Стоит ли мучить вас и себя этими рассказами о детских влюбленностях? Год за годом пролетали напрасно. Едва вспыхнувшая любовь растворялась за заборами. В саду, в парке, на скамейках давно растаяли наши поцелуи. Дожди размыли наши следы, и никто не вспоминает ваши имена. Я должен был пройти по вашим улицам. Чтобы перенести на холсты эту горечь бесплодных свиданий. Пусть мерцают, бледнея, туманы наших дней. Пусть улыбается неведомый зритель.
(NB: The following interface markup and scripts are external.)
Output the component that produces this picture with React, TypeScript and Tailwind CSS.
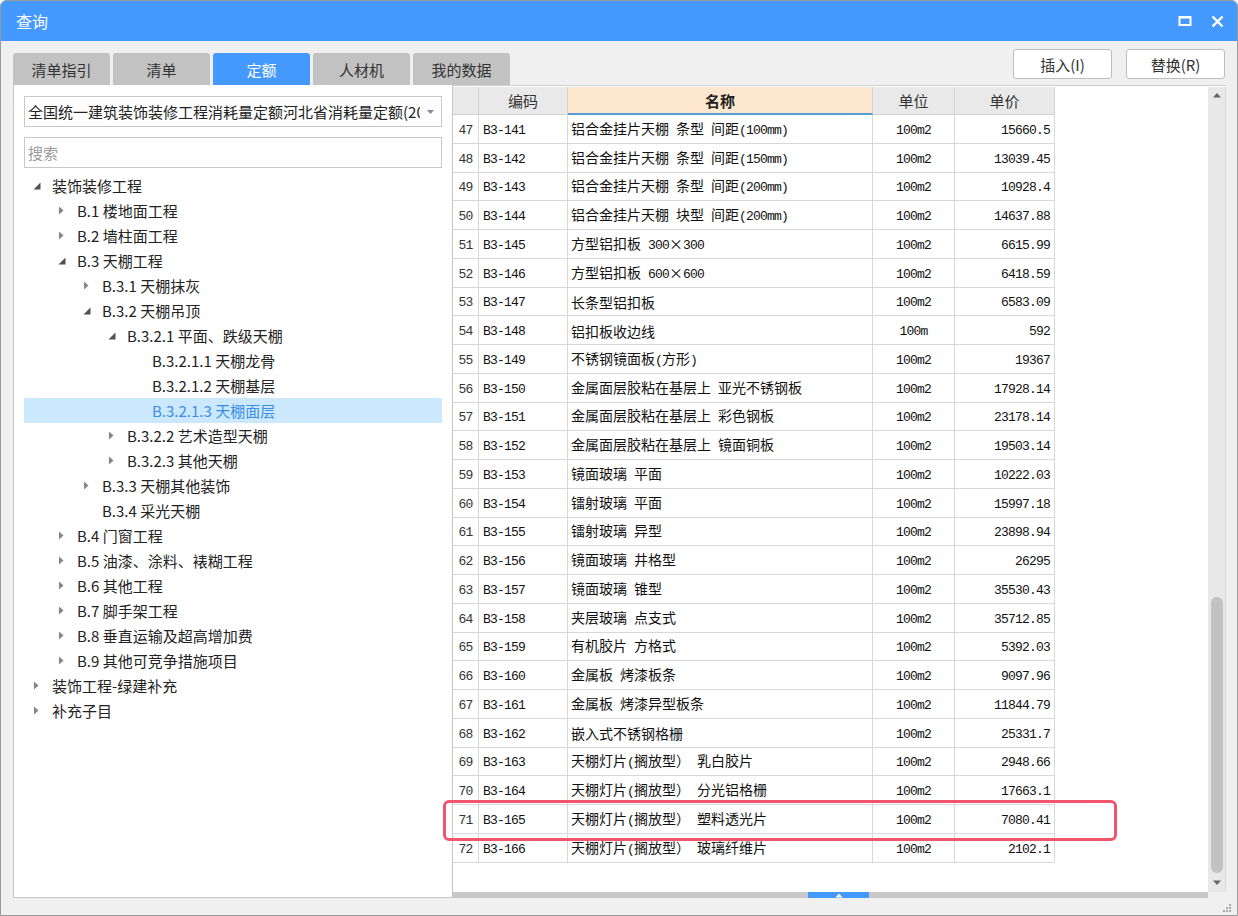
import React from "react";

type Row = [number, string, string, string, string];

const rows: Row[] = [
  [47, "B3-141", "铝合金挂片天棚 条型 间距(100mm)", "100m2", "15660.5"],
  [48, "B3-142", "铝合金挂片天棚 条型 间距(150mm)", "100m2", "13039.45"],
  [49, "B3-143", "铝合金挂片天棚 条型 间距(200mm)", "100m2", "10928.4"],
  [50, "B3-144", "铝合金挂片天棚 块型 间距(200mm)", "100m2", "14637.88"],
  [51, "B3-145", "方型铝扣板 300×300", "100m2", "6615.99"],
  [52, "B3-146", "方型铝扣板 600×600", "100m2", "6418.59"],
  [53, "B3-147", "长条型铝扣板", "100m2", "6583.09"],
  [54, "B3-148", "铝扣板收边线", "100m", "592"],
  [55, "B3-149", "不锈钢镜面板(方形)", "100m2", "19367"],
  [56, "B3-150", "金属面层胶粘在基层上 亚光不锈钢板", "100m2", "17928.14"],
  [57, "B3-151", "金属面层胶粘在基层上 彩色钢板", "100m2", "23178.14"],
  [58, "B3-152", "金属面层胶粘在基层上 镜面铜板", "100m2", "19503.14"],
  [59, "B3-153", "镜面玻璃 平面", "100m2", "10222.03"],
  [60, "B3-154", "镭射玻璃 平面", "100m2", "15997.18"],
  [61, "B3-155", "镭射玻璃 异型", "100m2", "23898.94"],
  [62, "B3-156", "镜面玻璃 井格型", "100m2", "26295"],
  [63, "B3-157", "镜面玻璃 锥型", "100m2", "35530.43"],
  [64, "B3-158", "夹层玻璃 点支式", "100m2", "35712.85"],
  [65, "B3-159", "有机胶片 方格式", "100m2", "5392.03"],
  [66, "B3-160", "金属板 烤漆板条", "100m2", "9097.96"],
  [67, "B3-161", "金属板 烤漆异型板条", "100m2", "11844.79"],
  [68, "B3-162", "嵌入式不锈钢格栅", "100m2", "25331.7"],
  [69, "B3-163", "天棚灯片(搁放型） 乳白胶片", "100m2", "2948.66"],
  [70, "B3-164", "天棚灯片(搁放型） 分光铝格栅", "100m2", "17663.1"],
  [71, "B3-165", "天棚灯片(搁放型） 塑料透光片", "100m2", "7080.41"],
  [72, "B3-166", "天棚灯片(搁放型） 玻璃纤维片", "100m2", "2102.1"],
];

type TreeItem = { level: number; text: string; arrow: "open" | "closed" | "none"; selected?: boolean };

const tree: TreeItem[] = [
  { level: 0, text: "装饰装修工程", arrow: "open" },
  { level: 1, text: "B.1 楼地面工程", arrow: "closed" },
  { level: 1, text: "B.2 墙柱面工程", arrow: "closed" },
  { level: 1, text: "B.3 天棚工程", arrow: "open" },
  { level: 2, text: "B.3.1 天棚抹灰", arrow: "closed" },
  { level: 2, text: "B.3.2 天棚吊顶", arrow: "open" },
  { level: 3, text: "B.3.2.1 平面、跌级天棚", arrow: "open" },
  { level: 4, text: "B.3.2.1.1 天棚龙骨", arrow: "none" },
  { level: 4, text: "B.3.2.1.2 天棚基层", arrow: "none" },
  { level: 4, text: "B.3.2.1.3 天棚面层", arrow: "none", selected: true },
  { level: 3, text: "B.3.2.2 艺术造型天棚", arrow: "closed" },
  { level: 3, text: "B.3.2.3 其他天棚", arrow: "closed" },
  { level: 2, text: "B.3.3 天棚其他装饰", arrow: "closed" },
  { level: 2, text: "B.3.4 采光天棚", arrow: "none" },
  { level: 1, text: "B.4 门窗工程", arrow: "closed" },
  { level: 1, text: "B.5 油漆、涂料、裱糊工程", arrow: "closed" },
  { level: 1, text: "B.6 其他工程", arrow: "closed" },
  { level: 1, text: "B.7 脚手架工程", arrow: "closed" },
  { level: 1, text: "B.8 垂直运输及超高增加费", arrow: "closed" },
  { level: 1, text: "B.9 其他可竞争措施项目", arrow: "closed" },
  { level: 0, text: "装饰工程-绿建补充", arrow: "closed" },
  { level: 0, text: "补充子目", arrow: "closed" },
];

const tabs = ["清单指引", "清单", "定额", "人材机", "我的数据"];

function Mixed({ t }: { t: string }) {
  const parts = t.split(/([\x00-\x7f]+)/).filter((p) => p.length > 0);
  return (
    <span className="whitespace-nowrap leading-[16px]">
      {parts.map((p, i) =>
        /^[\x00-\x7f]+$/.test(p) ? (
          <span key={i} className="font-['Liberation_Mono',monospace] text-[13px] tracking-[-0.8px] whitespace-pre">
            {p}
          </span>
        ) : (
          <span key={i} className="font-['Noto_Sans_CJK_SC',sans-serif] text-[14px]">
            {p}
          </span>
        )
      )}
    </span>
  );
}

function Arrow({ kind }: { kind: "open" | "closed" | "none" }) {
  if (kind === "open")
    return (
      <svg width="8" height="8" viewBox="0 0 8 8" className="shrink-0">
        <polygon points="7.5,0.5 7.5,7.5 0.5,7.5" fill="#505050" />
      </svg>
    );
  if (kind === "closed")
    return (
      <svg width="8" height="9" viewBox="0 0 8 9" className="shrink-0">
        <polygon points="1,0.5 5.5,4.5 1,8.5" fill="#858585" />
      </svg>
    );
  return <span className="w-[8px] shrink-0" />;
}

export default function App() {
  return (
    <div className="relative w-[1238px] h-[916px] overflow-hidden bg-white">
      <div className="flex flex-col w-[1238px] h-[916px] bg-[#f0f0f0] border border-[#9a9a9a] rounded-t-[6px] overflow-hidden font-['Noto_Sans_CJK_SC',sans-serif]">
        {/* Title bar */}
        <div className="flex items-center h-[40px] shrink-0 bg-[#4499ff] pl-[15px] pr-[12px]">
          <span className="text-white text-[16px] leading-none">查询</span>
          <div className="flex-1" />
          <svg width="14" height="12" viewBox="0 0 14 12" className="mr-[19px]">
            <rect x="1.5" y="2" width="11" height="8" fill="none" stroke="white" strokeWidth="2" />
            <rect x="1" y="1" width="12" height="2.5" fill="white" />
          </svg>
          <svg width="13" height="13" viewBox="0 0 13 13" className="mr-[1px]">
            <path d="M1.5 1.5 L11.5 11.5 M11.5 1.5 L1.5 11.5" stroke="white" strokeWidth="2.4" />
          </svg>
        </div>

        {/* Toolbar */}
        <div className="flex h-[44px] shrink-0 px-[12px]">
          <div className="flex items-end gap-[3px]">
            {tabs.map((t) => (
              <div
                key={t}
                className={
                  t === "定额"
                    ? "flex items-center justify-center w-[97px] h-[32px] rounded-t-[3px] bg-[#4499ff] text-white text-[15px] leading-none"
                    : "flex items-center justify-center w-[97px] h-[32px] rounded-t-[3px] bg-[#c2c2c2] text-[#333] text-[15px] leading-none"
                }
              >
                {t}
              </div>
            ))}
          </div>
          <div className="flex-1" />
          <div className="flex items-start pt-[8px] gap-[14px]">
            <div className="flex items-center justify-center w-[99px] h-[30px] bg-white border border-[#bdbdbd] rounded-[3px] text-[15px] text-[#333] leading-none">
              插入(I)
            </div>
            <div className="flex items-center justify-center w-[99px] h-[30px] bg-white border border-[#bdbdbd] rounded-[3px] text-[15px] text-[#333] leading-none">
              替换(R)
            </div>
          </div>
        </div>

        {/* Content */}
        <div className="flex h-[813px] shrink-0 pl-[12px] pr-[11px]">
          {/* Left panel */}
          <div className="flex flex-col w-[440px] shrink-0 bg-white border-l border-r border-b border-[#c6c6c6] px-[10px] pt-[11px]">
            <div className="flex items-center h-[31px] border border-[#c8c8c8] bg-white pl-[3px] pr-[6px]">
              <span className="flex-1 min-w-0 overflow-hidden whitespace-nowrap text-[15px] text-[#222] leading-[20px]">
                全国统一建筑装饰装修工程消耗量定额河北省消耗量定额(2012)
              </span>
              <svg width="9" height="6" viewBox="0 0 9 6" className="ml-[6px] shrink-0">
                <polygon points="1,1 8,1 4.5,5" fill="#8a8a8a" />
              </svg>
            </div>
            <div className="flex items-center h-[31px] mt-[10px] border border-[#c8c8c8] bg-white pl-[3px]">
              <span className="text-[15px] text-[#9a9a9a] leading-none">搜索</span>
            </div>
            <div className="flex flex-col mt-[5px]">
              {tree.map((it, i) => (
                <div
                  key={i}
                  className={
                    it.selected
                      ? "flex items-center h-[25px] bg-[#cce8ff] text-[#3a8ee6]"
                      : "flex items-center h-[25px] text-[#222]"
                  }
                  style={{ paddingLeft: 9 + it.level * 25 }}
                >
                  <Arrow kind={it.arrow} />
                  <span className="ml-[11px] text-[15px] leading-none whitespace-nowrap">{it.text}</span>
                </div>
              ))}
            </div>
          </div>

          {/* Right: table area */}
          <div className="flex flex-col flex-1 border-t border-[#d0d0d0]">
            <div className="flex flex-1 min-h-0 bg-white pt-[1px]">
              <div className="flex-1 flex flex-col">
                {/* header */}
                <div className="grid grid-cols-[26px_89px_305px_82px_100px] h-[28px] w-[602px] text-[15px] leading-none text-[#333]">
                  <div className="bg-[#e9e9e9] border-r border-b border-[#d2d2d2]" />
                  <div className="flex items-center justify-center bg-[#e9e9e9] border-r border-b border-[#d2d2d2]">编码</div>
                  <div className="flex items-center justify-center bg-[#fde8cf] border-r border-[#d2d2d2] border-b-2 border-b-[#5b9bd5] font-bold text-[#222]">
                    名称
                  </div>
                  <div className="flex items-center justify-center bg-[#e9e9e9] border-r border-b border-[#d2d2d2]">单位</div>
                  <div className="flex items-center justify-center bg-[#e9e9e9] border-r border-b border-[#d2d2d2]">单价</div>
                </div>
                {rows.map((r) => (
                  <div
                    key={r[0]}
                    className="grid grid-cols-[26px_89px_305px_82px_100px] h-[28.75px] w-[602px] text-[#111]"
                  >
                    <div className="flex items-center justify-center border-r border-b border-[#d8d8d8] text-[#333]">
                      <Mixed t={String(r[0])} />
                    </div>
                    <div className="flex items-center pl-[4px] border-r border-b border-[#d8d8d8]">
                      <Mixed t={r[1]} />
                    </div>
                    <div className="flex items-center pl-[3px] border-r border-b border-[#d8d8d8] overflow-hidden">
                      <Mixed t={r[2]} />
                    </div>
                    <div className="flex items-center justify-center border-r border-b border-[#d8d8d8]">
                      <Mixed t={r[3]} />
                    </div>
                    <div className="flex items-center justify-end pr-[4px] border-r border-b border-[#d8d8d8]">
                      <Mixed t={r[4]} />
                    </div>
                  </div>
                ))}
              </div>
              {/* vertical scrollbar */}
              <div className="flex flex-col items-center w-[18px] bg-[#e8e8e8] border-r border-[#d6d6d6]">
                <svg width="10" height="6" viewBox="0 0 10 6" className="mt-[5px]">
                  <polygon points="1,5.5 9,5.5 5,1" fill="#666" />
                </svg>
                <div className="flex-1" />
                <div className="w-[12px] h-[276px] rounded-full bg-[#c2c2c2]" />
                <svg width="10" height="6" viewBox="0 0 10 6" className="mt-[7px] mb-[6px]">
                  <polygon points="1,0.5 9,0.5 5,5" fill="#666" />
                </svg>
              </div>
            </div>
            {/* horizontal scrollbar */}
            <div className="flex h-[6px] shrink-0">
              <div className="flex flex-1 bg-[#c8c8c8]">
                <div className="w-[355px]" />
                <div className="flex items-center justify-center w-[61px] bg-[#4499ff]">
                  <svg width="8" height="5" viewBox="0 0 8 5">
                    <polygon points="0.5,4.5 7.5,4.5 4,0.5" fill="white" />
                  </svg>
                </div>
              </div>
              <div className="w-[18px] bg-[#f0f0f0]" />
            </div>
          </div>
        </div>
        <div className="flex-1" />
      </div>

      {/* red highlight annotation */}
      <div className="absolute left-[443px] top-[800px] w-[674px] h-[41px] border-[3px] border-[#f2556b] rounded-[6px] pointer-events-none" />

      {/* resize grip */}
      <svg width="10" height="10" viewBox="0 0 10 10" className="absolute left-[1222px] top-[903px]">
        <rect x="7" y="1" width="2" height="2" fill="#a8a8a8" />
        <rect x="4" y="4" width="2" height="2" fill="#a8a8a8" />
        <rect x="7" y="4" width="2" height="2" fill="#a8a8a8" />
        <rect x="1" y="7" width="2" height="2" fill="#a8a8a8" />
        <rect x="4" y="7" width="2" height="2" fill="#a8a8a8" />
        <rect x="7" y="7" width="2" height="2" fill="#a8a8a8" />
      </svg>
    </div>
  );
}
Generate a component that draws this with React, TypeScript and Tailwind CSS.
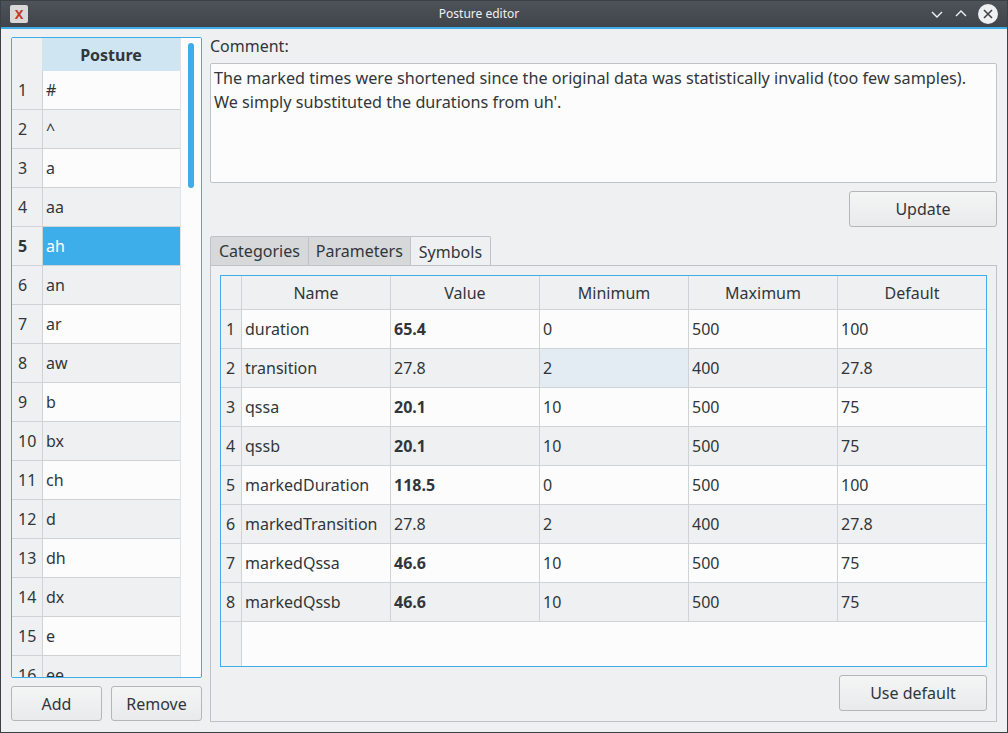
const postures = ["#", "^", "a", "aa", "ah", "an", "ar", "aw", "b", "bx", "ch", "d", "dh", "dx", "e", "ee"];

const symbols: [string, string, boolean, string, string, string][] = [
  ["duration", "65.4", true, "0", "500", "100"],
  ["transition", "27.8", false, "2", "400", "27.8"],
  ["qssa", "20.1", true, "10", "500", "75"],
  ["qssb", "20.1", true, "10", "500", "75"],
  ["markedDuration", "118.5", true, "0", "500", "100"],
  ["markedTransition", "27.8", false, "2", "400", "27.8"],
  ["markedQssa", "46.6", true, "10", "500", "75"],
  ["markedQssb", "46.6", true, "10", "500", "75"],
];

function Btn({ label, className }: { label: string; className: string }) {
  return (
    <button className={`rounded-[3px] border border-[#b4b6b8] bg-gradient-to-b from-[#f4f5f5] to-[#e9eaeb] text-[16px] text-[#31363b] ${className}`}>
      {label}
    </button>
  );
}

export default function App() {
  return (
    <div className="w-[1008px] h-[733px] flex flex-col bg-[#eff0f1] text-[#31363b] overflow-hidden border border-[#3b4045]" style={{ fontFamily: '"Noto Sans", "Open Sans", sans-serif' }}>
      {/* title bar */}
      <div className="h-[28px] shrink-0 flex items-center bg-gradient-to-b from-[#4d5359] to-[#40454b] border-b-2 border-[#3daee9] px-[9px]">
        <div className="w-[18px] h-[18px] rounded-[2px] bg-[#d8d8d8] flex items-center justify-center text-[13px] font-bold text-[#c0392b] leading-none">X</div>
        <div className="flex-1 text-center text-[12px] text-[#eff0f1]">Posture editor</div>
        <div className="flex items-center gap-[10px] text-[#eff0f1]">
          <svg width="14" height="14" viewBox="0 0 14 14" fill="none" stroke="currentColor" strokeWidth="1.4"><path d="M2 5l5 5 5-5" /></svg>
          <svg width="14" height="14" viewBox="0 0 14 14" fill="none" stroke="currentColor" strokeWidth="1.4"><path d="M2 9l5-5 5 5" /></svg>
          <div className="w-[20px] h-[20px] rounded-full bg-[#eff0f1] flex items-center justify-center">
            <svg width="12" height="12" viewBox="0 0 12 12" stroke="#40454b" strokeWidth="1.6"><path d="M2 2l8 8M10 2l-8 8" /></svg>
          </div>
        </div>
      </div>

      <div className="flex-1 flex gap-[8px] pl-[10px] pr-[10px] pt-[8px] pb-[10px]">
        {/* left */}
        <div className="w-[192px] flex flex-col">
          <div className="h-[641px] border border-[#3daee9] rounded-[2px] bg-[#fcfcfc] flex overflow-hidden">
            <div className="flex-1 flex flex-col">
              <div className="h-[33px] shrink-0 flex">
                <div className="w-[30px] bg-[#eff0f1]" />
                <div className="flex-1 bg-[#cfe5f1] flex items-center justify-center font-bold text-[16px]">Posture</div>
              </div>
              {postures.map((p, i) => {
                const sel = i === 4;
                return (
                  <div key={p} className="h-[39px] shrink-0 flex border-b border-[#d0d3d6]">
                    <div className={`w-[30px] bg-[#eff0f1] flex items-center pl-[6px] text-[16px] ${sel ? "font-bold" : ""}`}>{i + 1}</div>
                    <div className={`flex-1 flex items-center pl-[3px] text-[16px] border-l border-[#d0d3d6] ${sel ? "bg-[#3daee9] text-white" : i % 2 ? "bg-[#eff0f1]" : "bg-[#fcfcfc]"}`}>{p}</div>
                  </div>
                );
              })}
            </div>
            <div className="w-[21px] bg-[#fcfcfc] border-l border-[#e0e2e4] pt-[5px] flex justify-center">
              <div className="w-[6px] h-[145px] rounded-full bg-[#3daee9]" />
            </div>
          </div>
          <div className="flex gap-[9px] mt-[8px]">
            <Btn label="Add" className="w-[91px] h-[35px]" />
            <Btn label="Remove" className="w-[91px] h-[35px]" />
          </div>
        </div>

        {/* right */}
        <div className="flex-1 flex flex-col">
          <div className="text-[16px] leading-[22px] h-[20px] -mt-[2px]">Comment:</div>
          <div className="mt-[8px] h-[120px] border border-[#c0c3c6] rounded-[2px] bg-[#fcfcfc] px-[3px] py-[2px] text-[16.2px] leading-[24px]">
            The marked times were shortened since the original data was statistically invalid (too few samples).<br />
            We simply substituted the durations from uh'.
          </div>
          <div className="flex justify-end mt-[8px]">
            <Btn label="Update" className="w-[148px] h-[36px]" />
          </div>
          <div className="mt-[9px] flex h-[30px]">
            <div className="px-[8px] flex items-center bg-[#d6d8da] border border-[#c0c3c6] rounded-tl-[2px] text-[16px]">Categories</div>
            <div className="px-[7px] flex items-center bg-[#d6d8da] border-y border-r border-[#c0c3c6] text-[16px]">Parameters</div>
            <div className="px-[8px] flex items-center bg-[#eff0f1] border-t border-r border-[#c0c3c6] rounded-tr-[2px] text-[16px]">Symbols</div>
          </div>
          <div className="flex-1 border border-[#c0c3c6] -mt-px p-[9px] flex flex-col">
            <div className="h-[392px] border border-[#3daee9] bg-[#fcfcfc] flex flex-col overflow-hidden">
              <div className="h-[34px] shrink-0 flex bg-[#eff0f1] border-b border-[#d0d3d6] text-[16px]">
                <div className="w-[20px]" />
                {["Name", "Value", "Minimum", "Maximum", "Default"].map(h => (
                  <div key={h} className="w-[149px] border-l border-[#d0d3d6] flex items-center justify-center">{h}</div>
                ))}
              </div>
              {symbols.map((r, i) => (
                <div key={r[0]} className="h-[39px] shrink-0 flex text-[16px] border-b border-[#d0d3d6]">
                  <div className="w-[20px] bg-[#eff0f1] flex items-center pl-[5px]">{i + 1}</div>
                  {[r[0], r[1], r[3], r[4], r[5]].map((c, j) => (
                    <div key={j} className={`w-[149px] border-l border-[#d0d3d6] flex items-center pl-[3px] ${j === 1 && r[2] ? "font-bold" : ""} ${i === 1 && j === 2 ? "bg-[#e3ebf3]" : i % 2 ? "bg-[#eff0f1]" : "bg-[#fcfcfc]"}`}>{c}</div>
                  ))}
                </div>
              ))}
              <div className="flex-1 flex">
                <div className="w-[20px] bg-[#eff0f1]" />
                <div className="flex-1 border-l border-[#d0d3d6]" />
              </div>
            </div>
            <div className="flex justify-end mt-[8px]">
              <Btn label="Use default" className="w-[148px] h-[36px]" />
            </div>
          </div>
        </div>
      </div>
    </div>
  );
}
Я перебрался в новый дом2. К концу каждого года у меня накапливался целый ворох мучительных воспоминаний. Я всех жалел. Но к третьему роману мне все же удалось избавиться от застенчивости. Я целовался напропалую. И тогда мне быстро дали понять, что можно, а чего нельзя.
Я не случайно упоминаю о своих романах. Все они, кроме последней встречи с Беллой, развивались одинаково и никуда не вели, потому что я был бесплодным мечтателем и чудовищным трусом. Воспоминания об этих романах изматывали меня и долгое время не давали мне жить. И сейчас я хотел бы от них избавиться. Все происходило словно помимо моей воли. Я превратился в какого-то ловеласа. Это самоощущение нашло отражение в моих работах «Рождение», «Парикмахер», «На полу» и других ранних картинах 1909 года3.
Примечания
1. Идишское идиоматическое выражение: «Что-то делать сегодня, то же делать завтра», т. е. ничего из этого не выйдет.
2. По-видимому, имеется в виду комната во дворе родительского дома, где его навещала Белла и он ее рисовал.
3. По мнению Якова Брука, имеются в виду картины «Обрезание» («Семья») и «Святое семейство» («Пара»), обе —1909 г.